Exercise requirements ▸ How many lines in this material include the string "styles"? Answer with the number and nothing further.

start Data section

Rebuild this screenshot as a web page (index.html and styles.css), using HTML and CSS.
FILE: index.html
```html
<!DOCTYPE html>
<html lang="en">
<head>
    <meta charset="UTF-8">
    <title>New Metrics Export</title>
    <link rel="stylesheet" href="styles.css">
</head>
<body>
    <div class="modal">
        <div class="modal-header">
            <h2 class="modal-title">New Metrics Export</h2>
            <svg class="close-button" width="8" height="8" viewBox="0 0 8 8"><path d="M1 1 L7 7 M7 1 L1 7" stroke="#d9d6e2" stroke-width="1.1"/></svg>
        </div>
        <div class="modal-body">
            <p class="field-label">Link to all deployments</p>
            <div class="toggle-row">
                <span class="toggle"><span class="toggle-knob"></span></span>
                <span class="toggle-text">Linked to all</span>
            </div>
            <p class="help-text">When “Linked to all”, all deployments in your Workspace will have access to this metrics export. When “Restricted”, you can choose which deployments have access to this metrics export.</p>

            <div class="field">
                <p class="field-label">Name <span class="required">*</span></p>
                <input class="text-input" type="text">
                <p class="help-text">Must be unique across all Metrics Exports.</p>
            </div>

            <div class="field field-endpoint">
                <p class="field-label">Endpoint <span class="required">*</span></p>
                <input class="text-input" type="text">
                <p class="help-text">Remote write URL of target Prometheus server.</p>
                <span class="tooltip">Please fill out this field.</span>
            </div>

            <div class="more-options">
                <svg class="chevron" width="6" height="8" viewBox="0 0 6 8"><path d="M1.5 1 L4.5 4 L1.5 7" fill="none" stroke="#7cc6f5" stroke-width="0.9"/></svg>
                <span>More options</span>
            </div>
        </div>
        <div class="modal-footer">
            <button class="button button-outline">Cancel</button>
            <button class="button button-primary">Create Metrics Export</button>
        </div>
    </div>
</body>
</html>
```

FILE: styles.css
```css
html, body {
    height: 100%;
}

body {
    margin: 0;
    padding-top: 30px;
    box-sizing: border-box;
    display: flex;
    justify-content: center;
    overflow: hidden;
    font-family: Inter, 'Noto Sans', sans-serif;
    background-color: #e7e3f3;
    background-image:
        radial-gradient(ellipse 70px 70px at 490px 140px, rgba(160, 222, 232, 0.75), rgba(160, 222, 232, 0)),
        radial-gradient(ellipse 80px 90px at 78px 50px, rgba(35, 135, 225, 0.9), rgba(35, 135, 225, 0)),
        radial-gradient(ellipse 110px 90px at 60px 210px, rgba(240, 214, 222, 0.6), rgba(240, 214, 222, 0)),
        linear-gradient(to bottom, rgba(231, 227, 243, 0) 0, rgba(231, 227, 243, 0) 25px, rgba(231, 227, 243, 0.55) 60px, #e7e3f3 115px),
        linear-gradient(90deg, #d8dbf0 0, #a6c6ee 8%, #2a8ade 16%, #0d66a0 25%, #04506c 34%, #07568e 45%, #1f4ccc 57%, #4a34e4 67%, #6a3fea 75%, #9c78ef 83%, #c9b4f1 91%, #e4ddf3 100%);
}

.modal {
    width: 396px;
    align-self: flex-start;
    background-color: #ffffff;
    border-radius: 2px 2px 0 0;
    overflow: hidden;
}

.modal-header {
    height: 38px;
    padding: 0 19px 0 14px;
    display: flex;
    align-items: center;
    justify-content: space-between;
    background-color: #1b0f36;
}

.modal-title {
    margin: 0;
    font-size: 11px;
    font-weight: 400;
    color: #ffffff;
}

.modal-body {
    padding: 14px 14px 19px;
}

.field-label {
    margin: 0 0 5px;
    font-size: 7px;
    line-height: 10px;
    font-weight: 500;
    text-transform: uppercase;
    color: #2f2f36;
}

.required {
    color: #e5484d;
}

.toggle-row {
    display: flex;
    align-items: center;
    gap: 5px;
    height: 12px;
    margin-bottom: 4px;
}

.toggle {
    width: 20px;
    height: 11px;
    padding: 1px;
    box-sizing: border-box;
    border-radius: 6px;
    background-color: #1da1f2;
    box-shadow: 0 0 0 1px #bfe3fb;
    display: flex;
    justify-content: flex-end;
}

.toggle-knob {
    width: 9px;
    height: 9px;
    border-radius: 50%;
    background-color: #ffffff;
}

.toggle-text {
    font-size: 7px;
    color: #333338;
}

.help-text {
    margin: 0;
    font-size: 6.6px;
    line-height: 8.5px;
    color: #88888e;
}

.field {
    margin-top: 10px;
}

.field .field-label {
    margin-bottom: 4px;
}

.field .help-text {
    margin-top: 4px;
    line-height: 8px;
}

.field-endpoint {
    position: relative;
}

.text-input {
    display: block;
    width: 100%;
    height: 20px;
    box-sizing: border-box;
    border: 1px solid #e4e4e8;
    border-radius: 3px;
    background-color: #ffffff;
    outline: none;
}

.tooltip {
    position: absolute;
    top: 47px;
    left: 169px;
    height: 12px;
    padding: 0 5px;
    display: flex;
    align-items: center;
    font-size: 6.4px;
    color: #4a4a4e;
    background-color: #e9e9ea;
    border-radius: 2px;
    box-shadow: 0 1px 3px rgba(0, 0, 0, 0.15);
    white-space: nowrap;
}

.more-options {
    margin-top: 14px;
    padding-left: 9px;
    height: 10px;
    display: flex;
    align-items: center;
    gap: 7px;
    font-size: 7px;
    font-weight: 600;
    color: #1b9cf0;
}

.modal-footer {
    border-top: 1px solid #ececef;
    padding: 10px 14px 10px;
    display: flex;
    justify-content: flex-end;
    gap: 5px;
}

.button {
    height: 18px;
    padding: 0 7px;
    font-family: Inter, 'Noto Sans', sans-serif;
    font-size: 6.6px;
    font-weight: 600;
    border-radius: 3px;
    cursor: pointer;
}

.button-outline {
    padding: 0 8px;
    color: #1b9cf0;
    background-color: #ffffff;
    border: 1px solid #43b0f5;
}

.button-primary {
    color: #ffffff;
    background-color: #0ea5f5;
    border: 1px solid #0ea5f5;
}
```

end Data section

Exercise response ▸ 3